The Day of the Locust is an interesting example of portraying the realistic events through the eyes of the main character - an artist, who sees them as an inspiration for his painting. The novel plays with Hollywood stereotypes, showing the full range of them: from young starlets who appear to be gold-diggers and to greedy and lusty producers.

The painting that the protagonist - a young graduate artist named Tod Hackett - wants to finish is called “The Burning of Los Angeles”. He is hired to paint sceneries and backgrounds for Hollywood movies, but aside his main job he seeks inspiration in everything and everyone he meets. The painting is mentioned so often and vividly that it becomes almost another main character of the novel, or the reflection of the current state of Tod.

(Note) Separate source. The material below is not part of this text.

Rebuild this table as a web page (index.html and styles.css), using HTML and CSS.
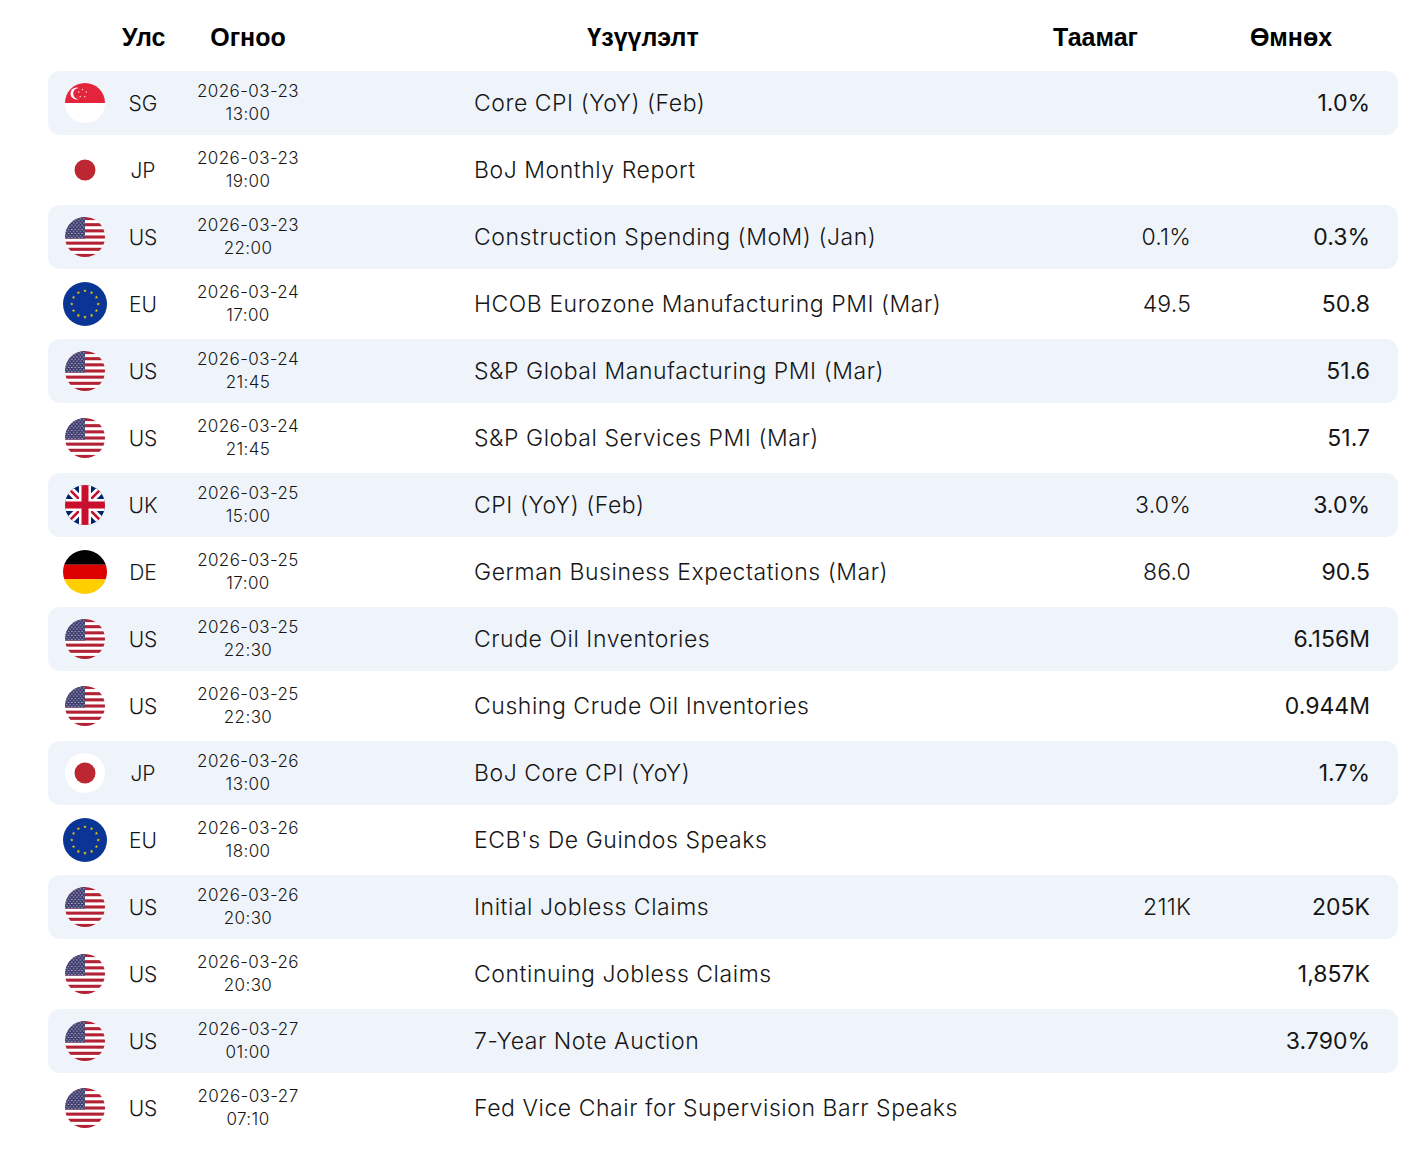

Tod falls in love sincerely, he is full of ambitions and believes in happy ending for himself - but under the bright facade Hollywood is cold and heartless. He starts to realize it when meeting the old hotel owner Homer Simpson and befriending him, but the climactic moment of revelation and shattering of all his delusive dreams happens in the end of the book - when Tod sees the real Hollywood, crowds of despaired people who “came to California to die”. The time after the Great Depression contrasts with the shiny and sugary life of Hollywood so much that it becomes an epiphany for Tod, the moment of clarity that allows him to immediately understand how his picture shall look like - he sees the “burning” with his own eyes. We never know, though, what happens to him after that: the ending is too ambiguous to understand if Tod really becomes an enlightened artist or he just survives a sanity snap, losing any hope, dreams and desires, except the ones accepted in this society and becoming just a mindless part of the machine of Hollywood.